COLLECTED DATA —
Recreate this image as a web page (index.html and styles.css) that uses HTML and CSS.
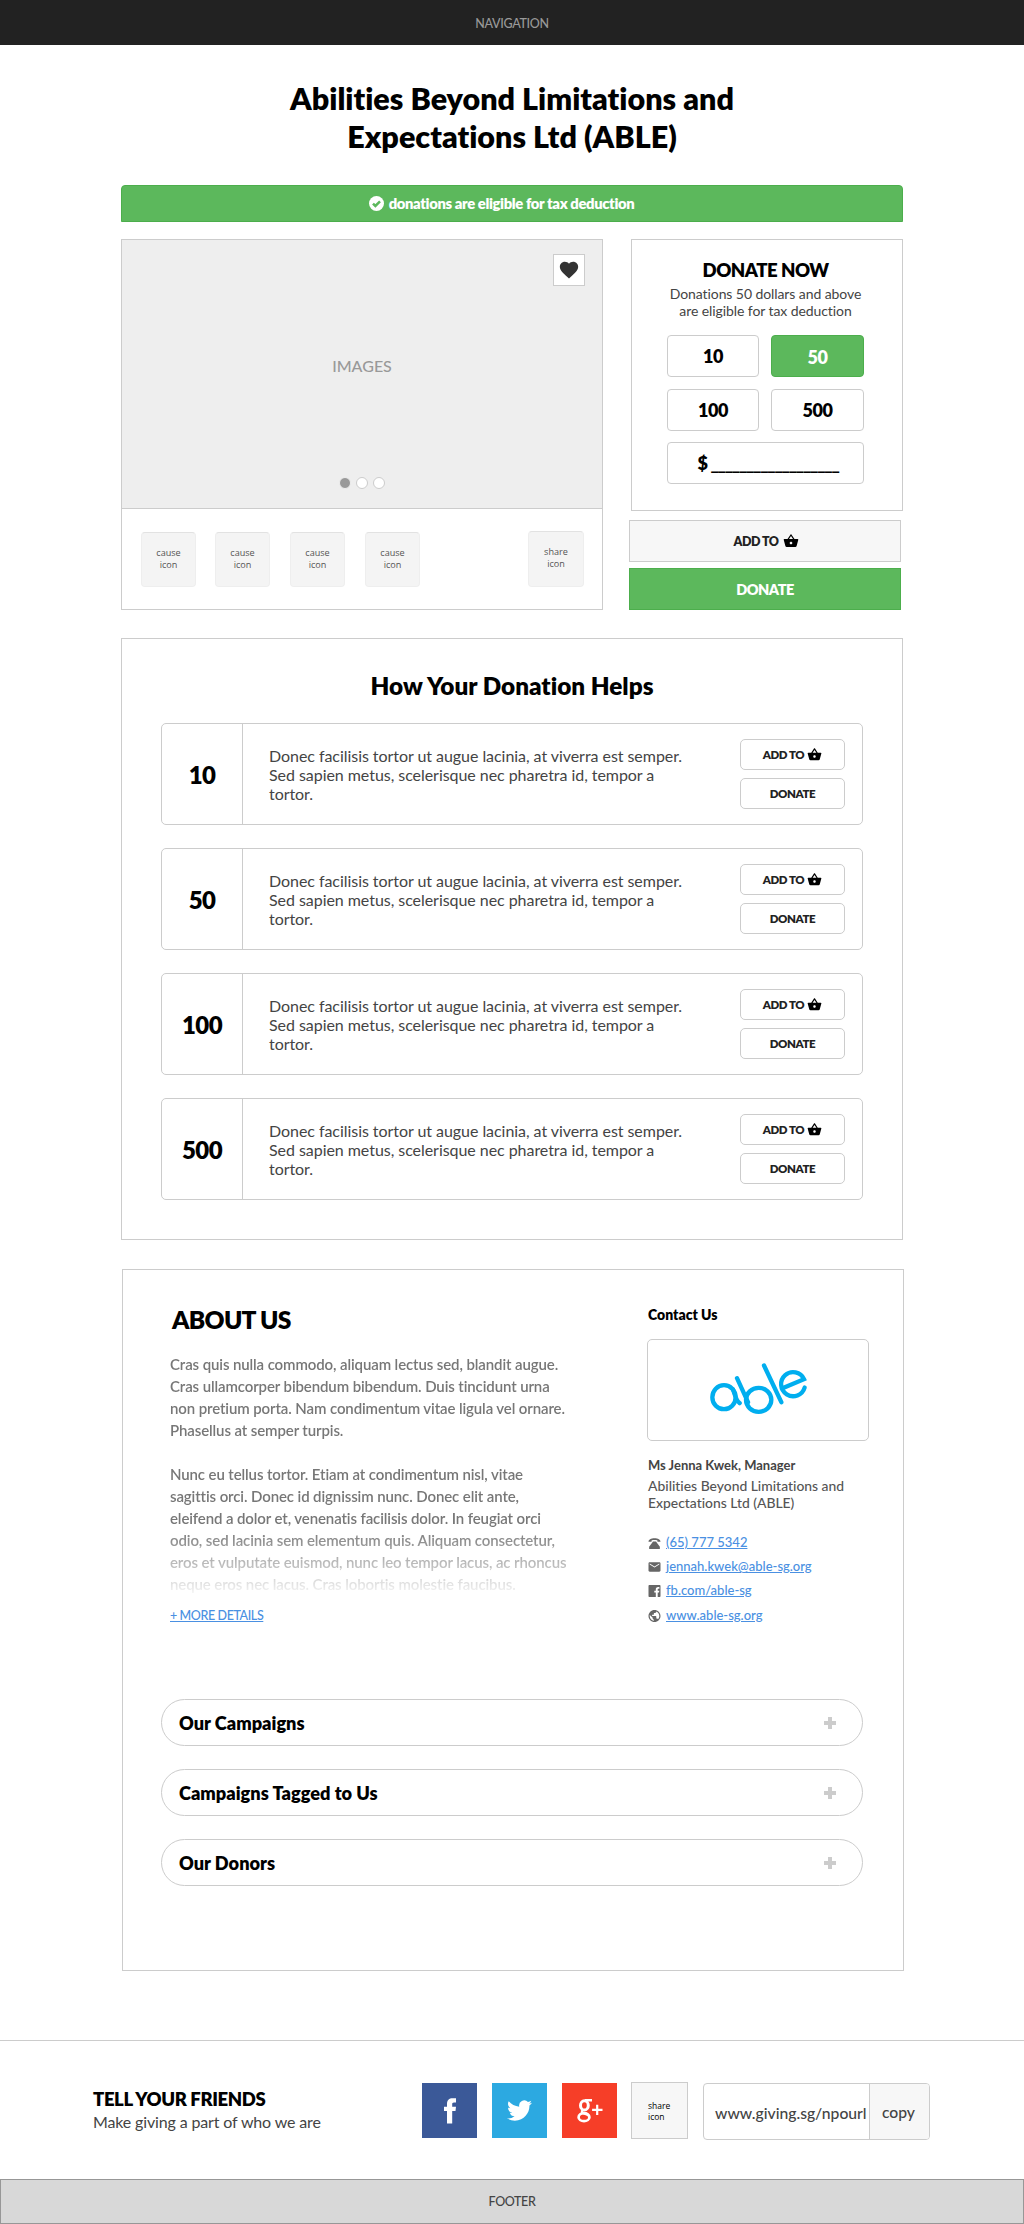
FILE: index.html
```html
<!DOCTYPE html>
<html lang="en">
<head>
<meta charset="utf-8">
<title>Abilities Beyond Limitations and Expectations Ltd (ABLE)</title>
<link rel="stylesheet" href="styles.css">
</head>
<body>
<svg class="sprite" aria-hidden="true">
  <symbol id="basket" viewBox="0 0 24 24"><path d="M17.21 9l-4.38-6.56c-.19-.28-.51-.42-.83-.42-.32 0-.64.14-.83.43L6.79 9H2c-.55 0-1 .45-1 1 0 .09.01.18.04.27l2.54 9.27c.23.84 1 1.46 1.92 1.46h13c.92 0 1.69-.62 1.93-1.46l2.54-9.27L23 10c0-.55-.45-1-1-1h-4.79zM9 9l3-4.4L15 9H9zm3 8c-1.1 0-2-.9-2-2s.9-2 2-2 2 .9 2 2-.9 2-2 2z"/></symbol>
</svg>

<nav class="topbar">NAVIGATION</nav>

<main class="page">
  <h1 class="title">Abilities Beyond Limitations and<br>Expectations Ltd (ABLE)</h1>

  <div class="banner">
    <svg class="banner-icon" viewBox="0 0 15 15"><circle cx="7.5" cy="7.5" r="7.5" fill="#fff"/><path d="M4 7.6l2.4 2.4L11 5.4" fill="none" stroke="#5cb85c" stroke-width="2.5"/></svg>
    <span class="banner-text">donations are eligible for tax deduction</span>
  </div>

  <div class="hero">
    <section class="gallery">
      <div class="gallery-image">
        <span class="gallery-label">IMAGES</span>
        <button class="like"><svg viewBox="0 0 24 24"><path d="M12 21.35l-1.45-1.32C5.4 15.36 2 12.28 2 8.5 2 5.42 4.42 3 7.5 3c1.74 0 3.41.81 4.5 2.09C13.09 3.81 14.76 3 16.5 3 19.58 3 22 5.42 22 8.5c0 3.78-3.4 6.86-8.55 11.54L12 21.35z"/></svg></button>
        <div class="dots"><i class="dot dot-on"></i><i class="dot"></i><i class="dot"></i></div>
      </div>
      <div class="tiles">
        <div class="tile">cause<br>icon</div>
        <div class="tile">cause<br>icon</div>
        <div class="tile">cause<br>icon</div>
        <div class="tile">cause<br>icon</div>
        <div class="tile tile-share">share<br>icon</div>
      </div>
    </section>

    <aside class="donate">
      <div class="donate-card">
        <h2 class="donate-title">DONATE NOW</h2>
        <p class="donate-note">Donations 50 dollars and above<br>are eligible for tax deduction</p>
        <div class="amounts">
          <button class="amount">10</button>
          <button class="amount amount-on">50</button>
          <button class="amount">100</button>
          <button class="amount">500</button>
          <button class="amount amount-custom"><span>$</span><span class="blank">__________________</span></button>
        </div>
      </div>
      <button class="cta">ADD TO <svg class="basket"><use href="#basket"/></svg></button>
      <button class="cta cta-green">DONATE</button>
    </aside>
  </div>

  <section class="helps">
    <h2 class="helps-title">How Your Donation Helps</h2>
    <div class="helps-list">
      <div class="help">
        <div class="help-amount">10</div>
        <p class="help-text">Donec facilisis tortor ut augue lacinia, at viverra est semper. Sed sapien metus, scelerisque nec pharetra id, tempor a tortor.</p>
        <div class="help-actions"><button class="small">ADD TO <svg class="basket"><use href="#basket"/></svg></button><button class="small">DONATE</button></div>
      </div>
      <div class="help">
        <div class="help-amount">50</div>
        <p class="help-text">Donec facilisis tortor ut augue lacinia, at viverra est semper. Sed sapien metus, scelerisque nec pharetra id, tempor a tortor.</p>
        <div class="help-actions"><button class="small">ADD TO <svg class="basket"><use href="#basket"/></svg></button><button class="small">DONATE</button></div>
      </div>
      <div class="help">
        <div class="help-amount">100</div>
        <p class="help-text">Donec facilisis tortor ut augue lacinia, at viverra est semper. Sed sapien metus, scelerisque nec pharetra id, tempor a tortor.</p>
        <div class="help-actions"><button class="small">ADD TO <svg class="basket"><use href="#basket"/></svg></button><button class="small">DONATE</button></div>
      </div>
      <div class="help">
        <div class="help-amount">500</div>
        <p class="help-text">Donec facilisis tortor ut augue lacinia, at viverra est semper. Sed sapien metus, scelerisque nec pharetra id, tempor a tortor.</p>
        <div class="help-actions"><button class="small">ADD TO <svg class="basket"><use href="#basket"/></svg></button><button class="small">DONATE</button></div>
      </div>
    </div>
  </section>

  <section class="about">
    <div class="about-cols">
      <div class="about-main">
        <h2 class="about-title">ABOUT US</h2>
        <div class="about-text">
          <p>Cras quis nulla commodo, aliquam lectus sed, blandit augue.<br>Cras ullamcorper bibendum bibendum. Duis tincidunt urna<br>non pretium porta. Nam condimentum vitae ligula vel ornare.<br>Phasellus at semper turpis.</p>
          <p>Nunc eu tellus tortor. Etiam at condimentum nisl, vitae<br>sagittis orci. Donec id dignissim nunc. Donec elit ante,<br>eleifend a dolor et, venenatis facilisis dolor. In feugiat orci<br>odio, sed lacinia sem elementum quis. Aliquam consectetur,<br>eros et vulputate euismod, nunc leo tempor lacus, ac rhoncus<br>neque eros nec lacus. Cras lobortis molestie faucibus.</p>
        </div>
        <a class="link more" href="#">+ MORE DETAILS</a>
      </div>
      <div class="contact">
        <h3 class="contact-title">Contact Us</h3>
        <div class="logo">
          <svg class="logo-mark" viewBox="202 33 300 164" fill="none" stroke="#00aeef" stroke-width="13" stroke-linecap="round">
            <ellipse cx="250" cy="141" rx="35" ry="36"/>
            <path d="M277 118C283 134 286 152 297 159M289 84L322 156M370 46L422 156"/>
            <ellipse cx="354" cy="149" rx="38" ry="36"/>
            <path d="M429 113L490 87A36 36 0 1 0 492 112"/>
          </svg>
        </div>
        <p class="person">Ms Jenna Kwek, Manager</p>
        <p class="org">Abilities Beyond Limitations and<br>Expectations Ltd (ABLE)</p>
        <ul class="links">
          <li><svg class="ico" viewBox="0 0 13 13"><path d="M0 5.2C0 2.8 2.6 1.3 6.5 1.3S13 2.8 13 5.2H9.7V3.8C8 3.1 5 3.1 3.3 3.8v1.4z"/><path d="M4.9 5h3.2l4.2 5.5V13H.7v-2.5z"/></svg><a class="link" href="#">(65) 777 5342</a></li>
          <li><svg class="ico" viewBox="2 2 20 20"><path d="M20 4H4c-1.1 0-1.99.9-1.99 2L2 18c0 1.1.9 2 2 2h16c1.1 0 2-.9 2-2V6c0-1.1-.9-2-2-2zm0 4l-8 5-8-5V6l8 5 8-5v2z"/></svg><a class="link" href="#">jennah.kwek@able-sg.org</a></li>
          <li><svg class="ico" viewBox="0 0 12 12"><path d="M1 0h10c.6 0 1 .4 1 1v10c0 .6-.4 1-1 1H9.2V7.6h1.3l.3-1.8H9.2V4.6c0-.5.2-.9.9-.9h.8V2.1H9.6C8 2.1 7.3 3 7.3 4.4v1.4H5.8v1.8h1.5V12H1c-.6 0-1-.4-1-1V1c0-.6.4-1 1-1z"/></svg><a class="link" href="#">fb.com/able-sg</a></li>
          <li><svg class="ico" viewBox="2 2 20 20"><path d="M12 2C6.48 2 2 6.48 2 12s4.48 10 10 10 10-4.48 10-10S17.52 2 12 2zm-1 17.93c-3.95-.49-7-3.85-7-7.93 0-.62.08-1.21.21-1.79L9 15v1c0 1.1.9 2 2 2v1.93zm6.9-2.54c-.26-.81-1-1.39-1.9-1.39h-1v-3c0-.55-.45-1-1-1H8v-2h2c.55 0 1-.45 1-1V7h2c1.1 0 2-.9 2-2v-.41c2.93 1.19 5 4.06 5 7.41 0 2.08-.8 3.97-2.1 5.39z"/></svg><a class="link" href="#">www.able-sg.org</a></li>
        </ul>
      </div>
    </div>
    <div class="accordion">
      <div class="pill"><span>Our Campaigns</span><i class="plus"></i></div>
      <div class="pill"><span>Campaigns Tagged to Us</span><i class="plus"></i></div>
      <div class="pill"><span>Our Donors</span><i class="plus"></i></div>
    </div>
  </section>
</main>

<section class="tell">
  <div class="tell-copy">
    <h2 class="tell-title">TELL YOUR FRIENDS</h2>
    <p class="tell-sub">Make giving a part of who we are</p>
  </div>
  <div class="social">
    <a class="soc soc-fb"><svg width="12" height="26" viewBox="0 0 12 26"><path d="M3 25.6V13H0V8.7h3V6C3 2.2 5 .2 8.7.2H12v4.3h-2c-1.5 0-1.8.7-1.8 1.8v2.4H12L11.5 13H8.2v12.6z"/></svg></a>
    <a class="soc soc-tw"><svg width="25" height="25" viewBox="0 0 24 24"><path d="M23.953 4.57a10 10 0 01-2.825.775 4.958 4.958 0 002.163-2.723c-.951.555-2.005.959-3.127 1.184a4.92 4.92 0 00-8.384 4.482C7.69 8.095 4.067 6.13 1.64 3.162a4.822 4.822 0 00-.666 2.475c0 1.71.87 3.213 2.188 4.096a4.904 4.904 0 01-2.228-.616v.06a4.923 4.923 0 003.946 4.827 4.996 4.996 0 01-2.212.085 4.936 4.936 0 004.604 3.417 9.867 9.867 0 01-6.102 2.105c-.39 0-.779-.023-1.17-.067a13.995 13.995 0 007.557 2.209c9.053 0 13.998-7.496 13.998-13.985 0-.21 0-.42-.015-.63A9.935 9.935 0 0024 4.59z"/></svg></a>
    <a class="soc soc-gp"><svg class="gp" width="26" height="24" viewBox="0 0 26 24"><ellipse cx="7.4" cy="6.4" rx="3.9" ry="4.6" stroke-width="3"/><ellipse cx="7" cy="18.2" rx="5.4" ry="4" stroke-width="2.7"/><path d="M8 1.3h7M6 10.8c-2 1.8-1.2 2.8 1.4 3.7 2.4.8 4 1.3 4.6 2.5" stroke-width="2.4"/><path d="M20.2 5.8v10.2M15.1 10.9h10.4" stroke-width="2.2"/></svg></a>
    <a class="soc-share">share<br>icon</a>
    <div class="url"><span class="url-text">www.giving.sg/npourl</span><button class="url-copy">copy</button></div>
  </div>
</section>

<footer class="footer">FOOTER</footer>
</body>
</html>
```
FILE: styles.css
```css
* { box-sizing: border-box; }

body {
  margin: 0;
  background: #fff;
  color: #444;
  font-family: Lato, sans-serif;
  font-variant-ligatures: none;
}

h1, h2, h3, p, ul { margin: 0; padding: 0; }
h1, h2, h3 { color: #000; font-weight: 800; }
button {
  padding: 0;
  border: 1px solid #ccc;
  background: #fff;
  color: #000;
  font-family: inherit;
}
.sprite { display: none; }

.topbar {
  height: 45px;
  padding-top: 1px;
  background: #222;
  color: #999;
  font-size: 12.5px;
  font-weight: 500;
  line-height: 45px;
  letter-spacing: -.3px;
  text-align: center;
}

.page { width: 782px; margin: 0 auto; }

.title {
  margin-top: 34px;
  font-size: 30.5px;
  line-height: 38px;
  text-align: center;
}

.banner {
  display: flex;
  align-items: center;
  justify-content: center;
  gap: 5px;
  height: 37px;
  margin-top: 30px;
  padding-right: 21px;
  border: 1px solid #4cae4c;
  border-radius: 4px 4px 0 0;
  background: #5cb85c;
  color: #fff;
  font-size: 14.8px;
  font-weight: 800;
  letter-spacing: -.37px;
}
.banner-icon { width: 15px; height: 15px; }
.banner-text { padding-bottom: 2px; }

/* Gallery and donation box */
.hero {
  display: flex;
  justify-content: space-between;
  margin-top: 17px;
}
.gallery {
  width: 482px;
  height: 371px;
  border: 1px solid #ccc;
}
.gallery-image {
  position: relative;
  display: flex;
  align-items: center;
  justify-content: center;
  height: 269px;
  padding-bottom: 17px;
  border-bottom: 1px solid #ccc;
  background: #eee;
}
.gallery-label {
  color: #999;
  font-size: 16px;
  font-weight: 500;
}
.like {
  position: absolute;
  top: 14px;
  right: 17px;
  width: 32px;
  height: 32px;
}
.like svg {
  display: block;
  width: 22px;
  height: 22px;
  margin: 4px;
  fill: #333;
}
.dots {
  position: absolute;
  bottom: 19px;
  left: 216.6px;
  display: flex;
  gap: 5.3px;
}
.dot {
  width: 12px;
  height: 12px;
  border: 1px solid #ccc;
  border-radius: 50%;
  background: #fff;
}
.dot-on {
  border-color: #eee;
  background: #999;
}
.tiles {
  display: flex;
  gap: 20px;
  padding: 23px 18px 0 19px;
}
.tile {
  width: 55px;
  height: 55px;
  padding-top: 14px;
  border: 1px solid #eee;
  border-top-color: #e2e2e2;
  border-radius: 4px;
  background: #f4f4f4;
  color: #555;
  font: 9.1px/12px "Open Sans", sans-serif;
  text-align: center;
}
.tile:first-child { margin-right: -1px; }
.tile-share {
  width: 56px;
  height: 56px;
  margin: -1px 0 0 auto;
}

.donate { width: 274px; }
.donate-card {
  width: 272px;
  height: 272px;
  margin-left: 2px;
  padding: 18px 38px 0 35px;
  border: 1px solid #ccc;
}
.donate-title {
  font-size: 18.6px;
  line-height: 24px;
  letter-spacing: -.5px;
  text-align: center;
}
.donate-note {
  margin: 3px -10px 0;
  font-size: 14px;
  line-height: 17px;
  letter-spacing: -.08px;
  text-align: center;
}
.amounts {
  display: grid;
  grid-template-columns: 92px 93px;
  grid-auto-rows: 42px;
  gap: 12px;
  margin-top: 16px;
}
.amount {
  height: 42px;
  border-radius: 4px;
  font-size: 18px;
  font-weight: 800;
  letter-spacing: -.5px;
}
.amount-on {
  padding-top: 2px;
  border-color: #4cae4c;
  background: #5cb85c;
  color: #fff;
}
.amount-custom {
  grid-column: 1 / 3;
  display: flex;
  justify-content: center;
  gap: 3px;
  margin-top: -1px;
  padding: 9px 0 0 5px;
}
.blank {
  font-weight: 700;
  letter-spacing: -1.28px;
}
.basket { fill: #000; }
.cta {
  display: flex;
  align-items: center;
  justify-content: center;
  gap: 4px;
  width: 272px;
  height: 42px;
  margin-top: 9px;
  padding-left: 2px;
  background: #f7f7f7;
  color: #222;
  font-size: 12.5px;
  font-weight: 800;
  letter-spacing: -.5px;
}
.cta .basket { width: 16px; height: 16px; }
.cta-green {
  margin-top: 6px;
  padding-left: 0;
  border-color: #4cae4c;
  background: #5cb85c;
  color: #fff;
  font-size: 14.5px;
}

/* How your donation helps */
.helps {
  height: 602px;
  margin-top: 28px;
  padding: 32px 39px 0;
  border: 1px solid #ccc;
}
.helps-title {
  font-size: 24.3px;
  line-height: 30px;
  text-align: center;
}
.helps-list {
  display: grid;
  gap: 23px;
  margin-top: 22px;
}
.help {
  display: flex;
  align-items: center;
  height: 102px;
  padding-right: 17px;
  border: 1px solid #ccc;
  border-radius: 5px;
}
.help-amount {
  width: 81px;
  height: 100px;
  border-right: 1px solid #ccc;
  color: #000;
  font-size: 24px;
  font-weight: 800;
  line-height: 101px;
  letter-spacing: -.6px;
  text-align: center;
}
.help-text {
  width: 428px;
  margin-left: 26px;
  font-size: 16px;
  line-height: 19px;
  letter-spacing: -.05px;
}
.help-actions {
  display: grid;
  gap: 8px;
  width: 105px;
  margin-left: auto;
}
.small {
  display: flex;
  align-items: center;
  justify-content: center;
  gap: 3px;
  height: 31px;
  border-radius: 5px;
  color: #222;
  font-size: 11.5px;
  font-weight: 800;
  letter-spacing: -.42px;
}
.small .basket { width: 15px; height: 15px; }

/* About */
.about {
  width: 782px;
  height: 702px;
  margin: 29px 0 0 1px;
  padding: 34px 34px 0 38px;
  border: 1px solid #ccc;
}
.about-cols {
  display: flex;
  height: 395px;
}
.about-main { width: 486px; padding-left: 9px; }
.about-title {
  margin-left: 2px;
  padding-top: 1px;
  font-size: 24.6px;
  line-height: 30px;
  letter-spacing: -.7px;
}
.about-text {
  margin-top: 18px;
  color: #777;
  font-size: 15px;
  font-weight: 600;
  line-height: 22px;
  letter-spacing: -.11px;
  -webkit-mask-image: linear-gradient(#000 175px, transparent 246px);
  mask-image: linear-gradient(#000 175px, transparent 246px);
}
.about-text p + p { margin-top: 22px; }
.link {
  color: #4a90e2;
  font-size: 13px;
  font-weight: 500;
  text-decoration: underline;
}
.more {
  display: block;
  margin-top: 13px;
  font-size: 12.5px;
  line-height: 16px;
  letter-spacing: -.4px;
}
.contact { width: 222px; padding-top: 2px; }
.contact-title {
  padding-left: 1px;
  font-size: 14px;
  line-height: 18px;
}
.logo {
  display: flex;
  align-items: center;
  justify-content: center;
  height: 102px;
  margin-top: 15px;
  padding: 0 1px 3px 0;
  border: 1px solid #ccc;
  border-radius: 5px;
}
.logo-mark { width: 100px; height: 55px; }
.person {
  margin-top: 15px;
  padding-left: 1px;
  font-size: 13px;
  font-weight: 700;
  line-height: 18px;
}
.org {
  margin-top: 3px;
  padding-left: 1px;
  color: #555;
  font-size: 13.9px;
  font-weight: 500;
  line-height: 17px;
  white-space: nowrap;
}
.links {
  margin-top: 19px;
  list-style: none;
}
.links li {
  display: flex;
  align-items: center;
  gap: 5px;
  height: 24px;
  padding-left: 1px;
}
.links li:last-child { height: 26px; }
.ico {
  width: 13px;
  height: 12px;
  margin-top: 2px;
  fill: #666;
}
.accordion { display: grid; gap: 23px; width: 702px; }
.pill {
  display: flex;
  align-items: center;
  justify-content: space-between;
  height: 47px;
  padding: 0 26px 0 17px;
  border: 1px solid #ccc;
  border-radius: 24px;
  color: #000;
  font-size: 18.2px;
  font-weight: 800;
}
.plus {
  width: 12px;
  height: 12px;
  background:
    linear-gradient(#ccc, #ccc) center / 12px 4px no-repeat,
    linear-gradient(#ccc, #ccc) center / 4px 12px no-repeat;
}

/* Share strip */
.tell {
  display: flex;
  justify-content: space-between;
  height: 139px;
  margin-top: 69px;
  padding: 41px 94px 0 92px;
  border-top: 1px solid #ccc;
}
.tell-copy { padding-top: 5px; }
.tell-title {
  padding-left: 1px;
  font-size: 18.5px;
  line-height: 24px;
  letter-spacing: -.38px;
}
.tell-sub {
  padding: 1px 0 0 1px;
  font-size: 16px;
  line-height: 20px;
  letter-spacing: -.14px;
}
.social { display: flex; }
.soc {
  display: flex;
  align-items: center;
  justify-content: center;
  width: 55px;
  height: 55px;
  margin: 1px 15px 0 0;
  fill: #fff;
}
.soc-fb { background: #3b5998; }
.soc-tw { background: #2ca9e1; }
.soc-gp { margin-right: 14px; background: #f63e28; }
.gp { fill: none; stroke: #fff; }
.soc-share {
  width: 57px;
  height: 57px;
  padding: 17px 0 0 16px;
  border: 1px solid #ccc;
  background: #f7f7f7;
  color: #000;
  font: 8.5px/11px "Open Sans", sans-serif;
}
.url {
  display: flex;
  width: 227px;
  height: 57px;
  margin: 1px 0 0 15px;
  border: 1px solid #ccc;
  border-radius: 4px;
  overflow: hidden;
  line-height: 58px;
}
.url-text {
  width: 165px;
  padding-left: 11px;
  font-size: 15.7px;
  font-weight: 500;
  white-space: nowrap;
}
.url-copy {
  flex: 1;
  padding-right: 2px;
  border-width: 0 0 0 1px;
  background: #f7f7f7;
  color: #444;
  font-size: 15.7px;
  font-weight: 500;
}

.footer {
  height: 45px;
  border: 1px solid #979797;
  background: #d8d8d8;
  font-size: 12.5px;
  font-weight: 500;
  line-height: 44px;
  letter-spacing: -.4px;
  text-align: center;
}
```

TO DO —
Collect every line above that contains the word "index".

RESPONSE BELOW —
Recreate this image as a web page (index.html and styles.css) that uses HTML and CSS.
FILE: index.html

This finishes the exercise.